Note: Documentation for the tools specific to the N3C Data Enclave is only available to registered Enclave users. Please create an N3C Data Enclave account to learn more.

R & Python

The R and Python coding platforms are both fully supported in the N3C Data Enclave. The most popular packages for data manipulation, visualization, hypothesis testing, and predictive model development have been pre-installed. These include tidyverse, Pandas, SciKitLearn, and hundreds more. You can access them within Code Workbook, a specialized application available within the Enclave that allows users to analyze and transform data using a graphical interface. Code Workbook additionally improves the discoverability of workflow and allows researchers to track the input and output of each of their analyses. Documentation for utilizing the packages is available within the Enclave here (please note, you must be a registered Enclave user to access this link).

Apache Spark

Spark SQL is a module for working with and querying structured data within the Spark framework (used under the hood to ingest, transform, and process most Enclave Data).
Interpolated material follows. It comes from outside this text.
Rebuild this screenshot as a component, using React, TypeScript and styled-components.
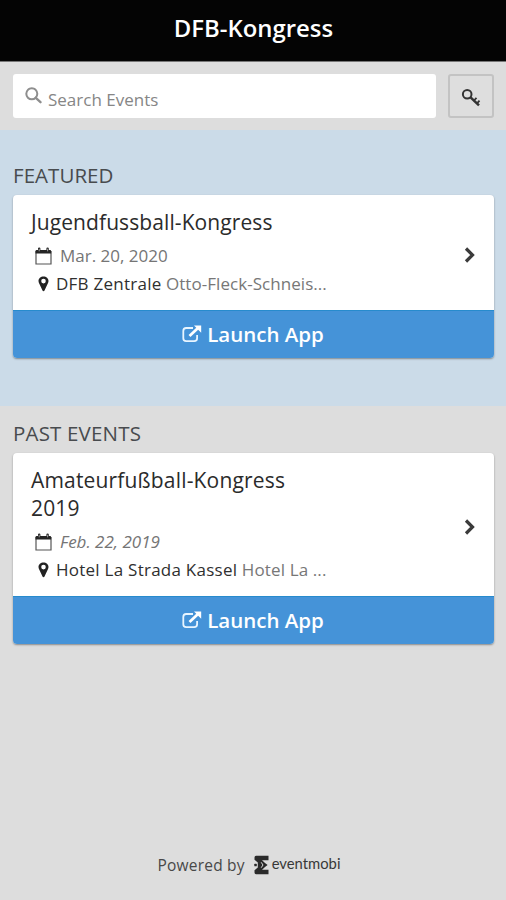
import React from "react";
import styled, { createGlobalStyle } from "styled-components";

const GlobalStyle = createGlobalStyle`
  *, *::before, *::after { box-sizing: border-box; }
  body { margin: 0; background: #ddd; font-family: "Open Sans", "Noto Sans", sans-serif; }
  button, input { font-family: inherit; }
`;

const Page = styled.div`
  display: flex;
  flex-direction: column;
  width: 100%;
  height: 900px;
  overflow: hidden;
  background: #ddd;
`;

const Header = styled.header`
  display: flex;
  flex: none;
  justify-content: center;
  height: 62px;
  padding: 11px 0 0 1px;
  background: #040404;
  border-bottom: 1px solid #777;
`;

const HeaderTitle = styled.h1`
  margin: 0;
  color: #fff;
  font-size: 23.9px;
  font-weight: 600;
  line-height: 34px;
`;

const SearchBar = styled.div`
  display: flex;
  flex: none;
  gap: 12px;
  height: 68px;
  padding: 12px 12px 12px 13px;
`;

const SearchField = styled.label`
  display: flex;
  flex: 1;
  min-width: 0;
  background: #fff;
  border-radius: 3px;
  padding-left: 12px;
  svg { flex: none; margin-top: 13px; }
`;

const SearchInput = styled.input`
  flex: 1;
  min-width: 0;
  padding: 6px 0 0 6px;
  border: 0;
  outline: 0;
  background: none;
  font-size: 17px;
  &::placeholder { color: #868686; opacity: 1; }
`;

const KeyButton = styled.button`
  display: flex;
  align-items: center;
  justify-content: center;
  width: 46px;
  padding: 3px 0 0;
  background: #dedede;
  border: 2px solid #c3c3c3;
  border-radius: 3px;
`;

const Section = styled.section<{ $featured?: boolean }>`
  flex: none;
  height: ${(p) => (p.$featured ? 276 : 260)}px;
  padding: ${(p) => (p.$featured ? 31 : 13)}px 12px 0 13px;
  background: ${(p) => (p.$featured ? "#cbdbe8" : "#ddd")};
`;

const SectionTitle = styled.h2<{ $spacing: number }>`
  height: 34px;
  margin: 0;
  color: #484b4e;
  font-size: 20.5px;
  font-weight: 400;
  line-height: 28px;
  letter-spacing: ${(p) => p.$spacing}px;
`;

const Card = styled.article`
  overflow: hidden;
  background: #fff;
  border-radius: 4px;
  box-shadow: 0 1px 2px rgba(0, 0, 0, 0.38);
`;

const CardBody = styled.div`
  display: flex;
  align-items: center;
  justify-content: space-between;
  padding: 13px 18px 12px;
  > svg { margin-top: 3px; }
`;

const Details = styled.div`
  width: 300px;
`;

const EventName = styled.h3<{ $spacing: number }>`
  width: 280px;
  margin: 0 0 6px;
  color: #2b2b2b;
  font-size: 21px;
  font-weight: 400;
  line-height: 28px;
  letter-spacing: ${(p) => p.$spacing}px;
`;

const Line = styled.div`
  display: flex;
  align-items: center;
  height: 28px;
  padding: 0 0 2px 4px;
  svg { flex: none; margin-top: 2px; }
`;

const DateText = styled.span<{ $italic?: boolean }>`
  margin-left: 8px;
  color: #757575;
  font-size: 17px;
  font-style: ${(p) => (p.$italic ? "italic" : "normal")};
`;

const Place = styled.span<{ $spacing: number }>`
  margin-left: 4px;
  color: #777;
  font-size: 17px;
  white-space: nowrap;
  letter-spacing: ${(p) => p.$spacing}px;
`;

const Venue = styled.span`
  color: #2f2f2f;
  letter-spacing: 0.25px;
`;

const LaunchButton = styled.button`
  display: flex;
  align-items: center;
  justify-content: center;
  gap: 5px;
  width: 100%;
  height: 48px;
  padding: 0 1px 2px 0;
  border: 0;
  border-top: 1px solid #278bcd;
  background: #4593d8;
  color: #fff;
  font-size: 20.5px;
  font-weight: 600;
`;

const Footer = styled.footer`
  display: flex;
  flex: none;
  align-items: center;
  justify-content: center;
  gap: 9px;
  height: 28px;
  margin-top: auto;
  margin-bottom: 21px;
  padding-right: 8px;
  color: #484848;
`;

const PoweredBy = styled.span`
  font-size: 15.5px;
  letter-spacing: 0.2px;
`;

const Brand = styled.span`
  display: flex;
  align-items: center;
  gap: 3px;
`;

const BrandName = styled.span`
  margin-top: -4px;
  color: #383838;
  font-family: Lato, sans-serif;
  font-size: 14.8px;
  line-height: 20px;
`;

const SearchIcon = () => (
  <svg width="17" height="17" viewBox="0 0 17 17" fill="none" stroke="#8e8e8e">
    <circle cx="6.8" cy="6.8" r="5.5" strokeWidth="2" />
    <path d="M10.8 10.8 15.5 15.2" strokeWidth="2.3" strokeLinecap="round" />
  </svg>
);

const KeyIcon = () => (
  <svg width="20" height="20" viewBox="0 0 20 20" fill="none" stroke="#333">
    <circle cx="6.2" cy="6.3" r="4.3" strokeWidth="2" />
    <path d="M9.3 9.2 18 17.4" strokeWidth="2.5" />
    <path d="m13 12.5 2.5-2.7M16 15.4l2.5-2.7" strokeWidth="1.8" />
  </svg>
);

const CalendarIcon = () => (
  <svg width="17" height="18" viewBox="0 0 17 18">
    <path d="M1 4.5h15V17H1z" fill="none" stroke="#555" strokeWidth="1.2" />
    <path d="M.5 6.500V4.200Q.5 3 1.700 3H3V1.500Q3 .5 4.200.5t1.200 1V3h6V1.500q0-1 1.200-1t1.200 1V3h1.200q1.200 0 1.200 1.200V6.500z" fill="#252525" />
    <path d="M4.200 1.800v2.500M12.600 1.800v2.500" stroke="#bbb" strokeWidth=".8" />
  </svg>
);

const PinIcon = () => (
  <svg width="17" height="16" viewBox="0 0 17 16">
    <path
      d="M8.500.5C5.700.5 3.500 2.500 3.500 5c0 1 .3 1.800.7 2.600l3.300 7q.3.7 1 .7t1-.7l3.300-7c.4-.8.7-1.600.7-2.600 0-2.500-2.200-4.500-5-4.500zm0 2.300a2.300 2.300 0 1 1 0 4.600 2.300 2.300 0 0 1 0-4.600z"
      fill="#222"
      fillRule="evenodd"
    />
  </svg>
);

const ChevronIcon = () => (
  <svg width="13" height="18" viewBox="0 0 13 18" fill="none" stroke="#3b3b3b" strokeWidth="3.2">
    <path d="m3 2.500 6.500 6.500L3 15.500" />
  </svg>
);

const LaunchIcon = () => (
  <svg width="20" height="18" viewBox="0 0 20 18">
    <path
      d="M11 3H4.200Q1.300 3 1.300 5.900v7.300q0 2.900 2.900 2.900h8q2.900 0 2.900-2.900V10"
      fill="none"
      stroke="#e8f5ff"
      strokeWidth="1.800"
    />
    <path d="m7.500 11 8.500-8" stroke="#fff" strokeWidth="2.800" />
    <path d="M12 .5h7.200v7.200z" fill="#fff" />
  </svg>
);

const BrandMark = () => (
  <svg width="15" height="20" viewBox="0 0 15 20" fill="#2a2a2a">
    <path d="M2 .8h12.500v4.400H8l3 2.800 2.600 2-2.600 2-3 2.800h6.500v4.400H2Q.5 19.200.5 17.500v-2.200L3.800 12.500V7.500L.5 4.700V2.500Q.5.8 2 .8z" />
    <path d="M7.200 7.300 9 10l-1.800 2.700" fill="none" stroke="#ddd" strokeWidth="1" />
    <rect x=".3" y="8.700" width="2.500" height="2.600" rx=".6" />
  </svg>
);

interface EventInfo {
  name: React.ReactNode;
  nameSpacing: number;
  date: string;
  past?: boolean;
  venue: string;
  address: string;
  placeSpacing: number;
}

const EventCard = ({ name, nameSpacing, date, past, venue, address, placeSpacing }: EventInfo) => (
  <Card>
    <CardBody>
      <Details>
        <EventName $spacing={nameSpacing}>{name}</EventName>
        <Line>
          <CalendarIcon />
          <DateText $italic={past}>{date}</DateText>
        </Line>
        <Line>
          <PinIcon />
          <Place $spacing={placeSpacing}>
            <Venue>{venue}</Venue> {address}
          </Place>
        </Line>
      </Details>
      <ChevronIcon />
    </CardBody>
    <LaunchButton>
      <LaunchIcon />
      Launch App
    </LaunchButton>
  </Card>
);

export default function App() {
  return (
    <Page>
      <GlobalStyle />
      <Header>
        <HeaderTitle>DFB-Kongress</HeaderTitle>
      </Header>
      <SearchBar>
        <SearchField>
          <SearchIcon />
          <SearchInput placeholder="Search Events" />
        </SearchField>
        <KeyButton aria-label="Enter code">
          <KeyIcon />
        </KeyButton>
      </SearchBar>
      <Section $featured>
        <SectionTitle $spacing={0.05}>FEATURED</SectionTitle>
        <EventCard
          name="Jugendfussball-Kongress"
          nameSpacing={0.09}
          date="Mar. 20, 2020"
          venue="DFB Zentrale"
          address="Otto-Fleck-Schneis..."
          placeSpacing={0.05}
        />
      </Section>
      <Section>
        <SectionTitle $spacing={0.18}>PAST EVENTS</SectionTitle>
        <EventCard
          name="Amateurfußball-Kongress 2019"
          nameSpacing={0.17}
          date="Feb. 22, 2019"
          past
          venue="Hotel La Strada Kassel"
          address="Hotel La ..."
          placeSpacing={0.13}
        />
      </Section>
      <Footer>
        <PoweredBy>Powered by</PoweredBy>
        <Brand>
          <BrandMark />
          <BrandName>eventmobi</BrandName>
        </Brand>
      </Footer>
    </Page>
  );
}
It is an efficient tool for filtering, joining, and aggregating large datasets, which can be done in the Enclave natively with Spark SQL, or with R or Python using the SparkR or PySpark packages. Documentation can be found within the Enclave here (please note, you must be a registered Enclave user to access this link).

Contour

The N3C environment features an easy to use point and click data analysis tool called Contour for manipulating and graphing datasets. With it you can quickly access datasets, conduct common analytical and logical operations in sequence to explore your data, debug data quality, cleanse and transform your data, and create visualizations and reports to share your findings with others. Documentation (please note, you must be a registered Enclave user to access this link) for Contour is only available within the Enclave, as it is a core tool within the Palantir framework.